Write out exactly the lines between the line containing "What React and" and the line containing "import clsx from 'clsx'", including both of those lines, and nothing more.
======== RECORDS SUPPLIED
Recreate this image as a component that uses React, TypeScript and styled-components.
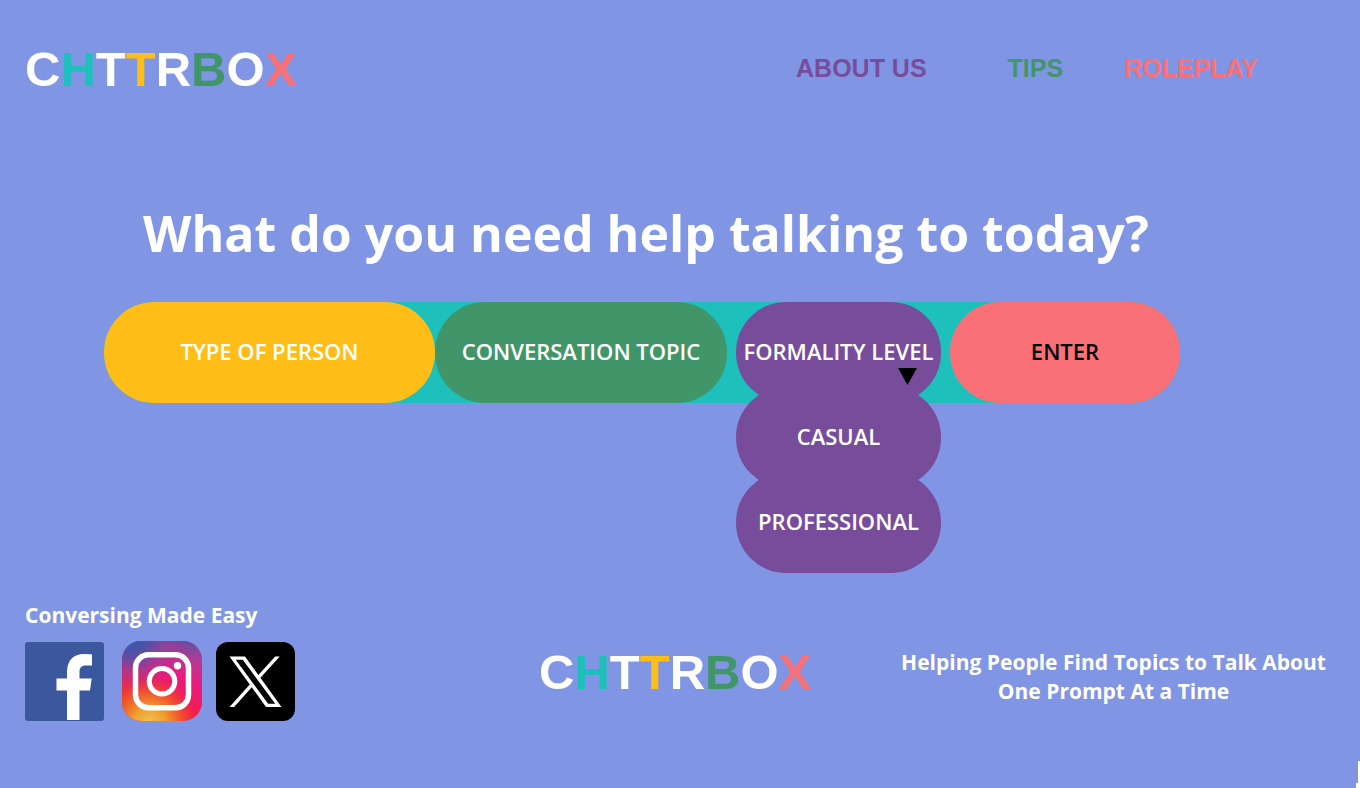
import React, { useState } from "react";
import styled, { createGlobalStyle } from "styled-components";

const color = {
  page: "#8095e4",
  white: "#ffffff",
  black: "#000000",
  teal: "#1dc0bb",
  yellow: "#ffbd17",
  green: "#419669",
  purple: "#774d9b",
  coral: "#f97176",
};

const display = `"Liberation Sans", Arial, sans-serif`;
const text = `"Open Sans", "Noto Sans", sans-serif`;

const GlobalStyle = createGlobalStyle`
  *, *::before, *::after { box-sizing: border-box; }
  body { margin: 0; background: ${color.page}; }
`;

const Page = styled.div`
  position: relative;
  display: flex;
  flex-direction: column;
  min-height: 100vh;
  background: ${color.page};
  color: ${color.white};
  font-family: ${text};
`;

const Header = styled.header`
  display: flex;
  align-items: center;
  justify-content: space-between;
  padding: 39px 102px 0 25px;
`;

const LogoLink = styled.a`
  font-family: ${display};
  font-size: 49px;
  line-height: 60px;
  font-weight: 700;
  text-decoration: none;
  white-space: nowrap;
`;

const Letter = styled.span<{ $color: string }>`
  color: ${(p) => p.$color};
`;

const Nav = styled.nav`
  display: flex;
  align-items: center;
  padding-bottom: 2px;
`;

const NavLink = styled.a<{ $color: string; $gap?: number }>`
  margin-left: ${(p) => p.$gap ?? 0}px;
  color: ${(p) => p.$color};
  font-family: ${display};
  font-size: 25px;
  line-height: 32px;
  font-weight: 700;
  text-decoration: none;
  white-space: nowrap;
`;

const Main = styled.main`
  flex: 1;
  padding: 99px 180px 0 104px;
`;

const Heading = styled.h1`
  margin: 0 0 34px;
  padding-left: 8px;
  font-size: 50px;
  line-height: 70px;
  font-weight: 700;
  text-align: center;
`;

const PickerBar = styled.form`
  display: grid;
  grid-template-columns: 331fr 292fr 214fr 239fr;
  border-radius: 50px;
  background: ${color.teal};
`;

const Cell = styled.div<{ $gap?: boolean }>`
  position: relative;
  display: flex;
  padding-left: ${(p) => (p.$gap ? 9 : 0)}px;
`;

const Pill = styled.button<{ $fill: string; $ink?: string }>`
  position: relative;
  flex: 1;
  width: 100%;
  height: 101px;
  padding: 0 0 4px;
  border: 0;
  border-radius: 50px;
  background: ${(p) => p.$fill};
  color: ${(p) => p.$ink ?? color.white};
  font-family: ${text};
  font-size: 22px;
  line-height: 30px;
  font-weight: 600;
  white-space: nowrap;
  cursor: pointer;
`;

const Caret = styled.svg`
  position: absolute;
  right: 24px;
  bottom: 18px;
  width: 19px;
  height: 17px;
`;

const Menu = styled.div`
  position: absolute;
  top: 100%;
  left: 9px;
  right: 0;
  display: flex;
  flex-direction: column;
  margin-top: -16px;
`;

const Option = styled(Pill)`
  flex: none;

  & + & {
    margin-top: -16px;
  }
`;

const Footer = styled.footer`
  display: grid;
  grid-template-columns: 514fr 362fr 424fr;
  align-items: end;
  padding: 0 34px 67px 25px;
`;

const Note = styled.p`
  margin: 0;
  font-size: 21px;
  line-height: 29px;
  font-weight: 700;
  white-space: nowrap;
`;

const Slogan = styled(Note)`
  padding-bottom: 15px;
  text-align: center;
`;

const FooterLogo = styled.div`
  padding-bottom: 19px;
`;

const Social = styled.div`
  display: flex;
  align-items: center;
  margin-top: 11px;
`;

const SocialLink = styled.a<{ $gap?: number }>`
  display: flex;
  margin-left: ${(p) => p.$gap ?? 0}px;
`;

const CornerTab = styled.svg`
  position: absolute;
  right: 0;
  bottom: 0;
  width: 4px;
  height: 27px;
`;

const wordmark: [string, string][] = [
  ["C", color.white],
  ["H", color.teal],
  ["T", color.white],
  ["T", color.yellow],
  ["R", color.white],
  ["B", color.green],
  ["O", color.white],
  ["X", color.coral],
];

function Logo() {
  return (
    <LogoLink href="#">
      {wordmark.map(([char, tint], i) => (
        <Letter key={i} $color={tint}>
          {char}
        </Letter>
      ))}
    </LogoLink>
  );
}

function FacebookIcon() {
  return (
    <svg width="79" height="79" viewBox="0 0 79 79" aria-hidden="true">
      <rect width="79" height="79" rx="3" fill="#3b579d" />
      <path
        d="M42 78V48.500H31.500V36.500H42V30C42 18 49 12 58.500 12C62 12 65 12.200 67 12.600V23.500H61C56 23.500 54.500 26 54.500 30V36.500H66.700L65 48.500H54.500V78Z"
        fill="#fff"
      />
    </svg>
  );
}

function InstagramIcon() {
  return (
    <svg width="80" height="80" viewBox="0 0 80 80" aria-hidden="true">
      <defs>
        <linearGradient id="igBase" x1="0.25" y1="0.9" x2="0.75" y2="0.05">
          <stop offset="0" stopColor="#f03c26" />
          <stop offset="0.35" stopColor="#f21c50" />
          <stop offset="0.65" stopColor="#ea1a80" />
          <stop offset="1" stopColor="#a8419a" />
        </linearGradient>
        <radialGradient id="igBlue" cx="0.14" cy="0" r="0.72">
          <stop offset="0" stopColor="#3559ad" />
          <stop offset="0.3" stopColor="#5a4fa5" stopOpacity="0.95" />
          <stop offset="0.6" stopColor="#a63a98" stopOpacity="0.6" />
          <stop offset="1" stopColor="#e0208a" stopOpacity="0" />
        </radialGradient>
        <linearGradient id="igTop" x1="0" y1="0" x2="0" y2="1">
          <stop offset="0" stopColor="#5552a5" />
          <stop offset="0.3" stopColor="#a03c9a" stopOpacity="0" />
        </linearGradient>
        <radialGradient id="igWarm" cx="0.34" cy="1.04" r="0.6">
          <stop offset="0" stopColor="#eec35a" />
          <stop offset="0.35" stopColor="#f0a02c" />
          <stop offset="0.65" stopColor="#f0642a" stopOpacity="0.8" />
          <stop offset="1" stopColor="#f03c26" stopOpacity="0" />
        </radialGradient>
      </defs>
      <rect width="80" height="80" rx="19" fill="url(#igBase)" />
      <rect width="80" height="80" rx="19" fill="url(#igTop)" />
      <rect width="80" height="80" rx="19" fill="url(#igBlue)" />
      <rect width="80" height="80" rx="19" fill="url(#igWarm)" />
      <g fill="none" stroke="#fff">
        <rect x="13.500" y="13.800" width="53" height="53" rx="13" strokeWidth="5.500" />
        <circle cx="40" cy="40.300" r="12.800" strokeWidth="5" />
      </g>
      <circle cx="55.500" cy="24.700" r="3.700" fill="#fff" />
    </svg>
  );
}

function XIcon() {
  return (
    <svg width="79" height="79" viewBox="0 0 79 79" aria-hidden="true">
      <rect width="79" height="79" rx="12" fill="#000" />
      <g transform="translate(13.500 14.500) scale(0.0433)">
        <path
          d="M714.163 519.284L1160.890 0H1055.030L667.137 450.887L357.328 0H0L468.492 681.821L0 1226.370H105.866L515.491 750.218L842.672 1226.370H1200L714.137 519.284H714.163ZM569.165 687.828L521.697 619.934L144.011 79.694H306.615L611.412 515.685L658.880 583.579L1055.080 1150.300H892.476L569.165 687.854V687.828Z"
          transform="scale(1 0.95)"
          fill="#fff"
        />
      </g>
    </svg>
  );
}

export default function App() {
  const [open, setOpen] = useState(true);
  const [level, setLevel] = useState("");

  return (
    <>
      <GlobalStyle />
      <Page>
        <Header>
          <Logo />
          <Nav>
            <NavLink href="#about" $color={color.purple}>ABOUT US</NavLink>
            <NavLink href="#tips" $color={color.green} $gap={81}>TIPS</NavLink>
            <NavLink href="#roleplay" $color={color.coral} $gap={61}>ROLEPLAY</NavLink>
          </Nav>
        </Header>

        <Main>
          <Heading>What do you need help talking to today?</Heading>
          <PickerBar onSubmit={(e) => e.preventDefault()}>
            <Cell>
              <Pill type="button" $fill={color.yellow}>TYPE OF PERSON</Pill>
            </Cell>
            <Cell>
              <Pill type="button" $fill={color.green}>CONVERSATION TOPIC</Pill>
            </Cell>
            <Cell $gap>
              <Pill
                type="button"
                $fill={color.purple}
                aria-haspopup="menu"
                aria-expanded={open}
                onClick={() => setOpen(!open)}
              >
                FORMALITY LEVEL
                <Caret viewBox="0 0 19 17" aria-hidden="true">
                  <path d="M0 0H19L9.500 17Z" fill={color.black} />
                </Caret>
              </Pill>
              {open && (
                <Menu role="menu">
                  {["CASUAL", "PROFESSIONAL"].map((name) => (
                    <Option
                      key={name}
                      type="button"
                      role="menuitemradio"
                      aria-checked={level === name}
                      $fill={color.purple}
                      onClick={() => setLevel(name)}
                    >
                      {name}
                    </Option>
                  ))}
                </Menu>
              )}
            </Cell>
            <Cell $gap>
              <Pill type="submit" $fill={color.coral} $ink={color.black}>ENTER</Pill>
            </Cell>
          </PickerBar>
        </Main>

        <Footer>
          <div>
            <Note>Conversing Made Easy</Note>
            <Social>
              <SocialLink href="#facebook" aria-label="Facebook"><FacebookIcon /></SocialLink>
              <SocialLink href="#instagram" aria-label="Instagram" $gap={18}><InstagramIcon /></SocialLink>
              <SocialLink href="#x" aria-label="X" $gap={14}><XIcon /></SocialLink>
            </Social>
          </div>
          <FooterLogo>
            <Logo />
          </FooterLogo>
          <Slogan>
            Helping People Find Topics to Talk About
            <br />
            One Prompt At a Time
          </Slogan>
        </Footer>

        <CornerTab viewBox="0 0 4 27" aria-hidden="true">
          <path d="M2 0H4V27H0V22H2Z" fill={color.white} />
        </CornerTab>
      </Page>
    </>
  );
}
================
======== RECORDS SUPPLIED
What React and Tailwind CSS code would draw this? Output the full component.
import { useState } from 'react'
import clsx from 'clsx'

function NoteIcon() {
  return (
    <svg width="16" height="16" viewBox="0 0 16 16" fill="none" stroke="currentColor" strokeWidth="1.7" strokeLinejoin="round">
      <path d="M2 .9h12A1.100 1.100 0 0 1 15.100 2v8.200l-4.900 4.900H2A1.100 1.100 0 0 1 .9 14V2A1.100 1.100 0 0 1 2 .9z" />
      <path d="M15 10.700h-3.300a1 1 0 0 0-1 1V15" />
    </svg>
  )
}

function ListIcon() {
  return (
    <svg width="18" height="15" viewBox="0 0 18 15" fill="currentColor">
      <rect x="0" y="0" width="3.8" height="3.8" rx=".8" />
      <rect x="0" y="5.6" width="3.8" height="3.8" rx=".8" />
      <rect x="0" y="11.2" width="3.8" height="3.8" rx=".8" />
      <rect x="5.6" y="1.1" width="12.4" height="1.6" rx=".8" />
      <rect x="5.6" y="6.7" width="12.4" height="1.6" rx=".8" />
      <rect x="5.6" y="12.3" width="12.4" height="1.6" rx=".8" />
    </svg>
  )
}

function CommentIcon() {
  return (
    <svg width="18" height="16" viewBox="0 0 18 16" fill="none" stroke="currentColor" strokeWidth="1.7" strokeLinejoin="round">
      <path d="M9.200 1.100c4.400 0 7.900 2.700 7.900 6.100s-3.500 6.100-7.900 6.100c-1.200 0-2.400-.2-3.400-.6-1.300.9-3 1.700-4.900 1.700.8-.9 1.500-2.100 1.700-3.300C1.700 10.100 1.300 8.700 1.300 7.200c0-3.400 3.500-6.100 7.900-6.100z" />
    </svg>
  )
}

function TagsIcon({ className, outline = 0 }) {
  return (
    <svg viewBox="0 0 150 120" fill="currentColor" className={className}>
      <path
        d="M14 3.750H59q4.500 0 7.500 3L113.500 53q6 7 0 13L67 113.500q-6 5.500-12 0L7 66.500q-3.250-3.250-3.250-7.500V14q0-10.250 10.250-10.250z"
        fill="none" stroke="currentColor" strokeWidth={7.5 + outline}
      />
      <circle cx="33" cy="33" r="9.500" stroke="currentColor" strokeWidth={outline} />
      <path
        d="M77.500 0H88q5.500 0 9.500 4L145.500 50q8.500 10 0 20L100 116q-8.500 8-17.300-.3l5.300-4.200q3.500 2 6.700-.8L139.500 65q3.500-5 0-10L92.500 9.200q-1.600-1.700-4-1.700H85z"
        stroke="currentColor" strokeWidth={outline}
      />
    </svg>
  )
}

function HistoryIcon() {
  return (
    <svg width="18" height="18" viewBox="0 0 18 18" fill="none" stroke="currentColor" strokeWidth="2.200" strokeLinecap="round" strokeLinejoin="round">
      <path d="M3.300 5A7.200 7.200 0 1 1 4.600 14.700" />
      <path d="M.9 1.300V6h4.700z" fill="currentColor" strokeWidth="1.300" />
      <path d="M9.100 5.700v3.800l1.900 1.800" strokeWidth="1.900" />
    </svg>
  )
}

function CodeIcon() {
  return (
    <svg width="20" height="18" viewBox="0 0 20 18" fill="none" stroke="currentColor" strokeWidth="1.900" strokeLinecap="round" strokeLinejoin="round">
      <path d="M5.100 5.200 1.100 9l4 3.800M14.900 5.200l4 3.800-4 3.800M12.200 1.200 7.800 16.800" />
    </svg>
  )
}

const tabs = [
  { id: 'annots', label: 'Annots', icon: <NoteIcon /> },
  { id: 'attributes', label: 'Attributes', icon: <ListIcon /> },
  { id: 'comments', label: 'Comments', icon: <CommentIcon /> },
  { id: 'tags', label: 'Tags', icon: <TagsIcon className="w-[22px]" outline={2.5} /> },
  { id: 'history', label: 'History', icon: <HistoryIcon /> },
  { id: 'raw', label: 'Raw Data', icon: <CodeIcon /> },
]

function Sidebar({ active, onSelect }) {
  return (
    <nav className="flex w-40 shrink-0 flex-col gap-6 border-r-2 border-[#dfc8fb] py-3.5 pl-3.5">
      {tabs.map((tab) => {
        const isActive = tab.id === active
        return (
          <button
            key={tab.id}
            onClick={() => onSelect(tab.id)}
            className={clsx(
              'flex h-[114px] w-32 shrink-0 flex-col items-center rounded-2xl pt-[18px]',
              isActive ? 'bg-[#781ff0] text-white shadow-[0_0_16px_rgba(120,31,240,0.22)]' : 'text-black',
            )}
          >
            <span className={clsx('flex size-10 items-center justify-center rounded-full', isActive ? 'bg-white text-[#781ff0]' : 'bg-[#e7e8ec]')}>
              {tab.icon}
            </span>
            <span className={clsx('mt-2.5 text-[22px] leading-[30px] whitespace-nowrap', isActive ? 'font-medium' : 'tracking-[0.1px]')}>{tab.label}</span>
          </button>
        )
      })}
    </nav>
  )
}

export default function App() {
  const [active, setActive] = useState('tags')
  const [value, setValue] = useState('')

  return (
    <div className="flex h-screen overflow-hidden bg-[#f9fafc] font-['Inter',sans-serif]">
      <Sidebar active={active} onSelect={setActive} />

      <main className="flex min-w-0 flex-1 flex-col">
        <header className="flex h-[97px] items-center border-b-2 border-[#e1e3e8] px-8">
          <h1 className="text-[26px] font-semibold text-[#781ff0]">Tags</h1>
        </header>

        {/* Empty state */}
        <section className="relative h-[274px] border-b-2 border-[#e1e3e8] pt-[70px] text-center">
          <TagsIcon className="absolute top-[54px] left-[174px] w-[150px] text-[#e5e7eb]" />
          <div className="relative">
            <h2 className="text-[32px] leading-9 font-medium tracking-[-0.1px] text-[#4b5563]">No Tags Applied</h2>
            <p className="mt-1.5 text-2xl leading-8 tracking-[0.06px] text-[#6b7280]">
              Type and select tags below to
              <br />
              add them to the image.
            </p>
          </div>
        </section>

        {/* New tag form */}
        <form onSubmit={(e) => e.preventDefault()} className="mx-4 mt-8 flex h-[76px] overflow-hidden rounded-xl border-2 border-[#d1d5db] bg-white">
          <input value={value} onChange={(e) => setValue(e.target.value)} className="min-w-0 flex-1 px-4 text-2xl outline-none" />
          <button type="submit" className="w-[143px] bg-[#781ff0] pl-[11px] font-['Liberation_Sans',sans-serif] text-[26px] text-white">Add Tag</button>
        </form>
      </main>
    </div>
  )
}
================
FINAL RESULT
What React and Tailwind CSS code would draw this? Output the full component.
import { useState } from 'react'
import clsx from 'clsx'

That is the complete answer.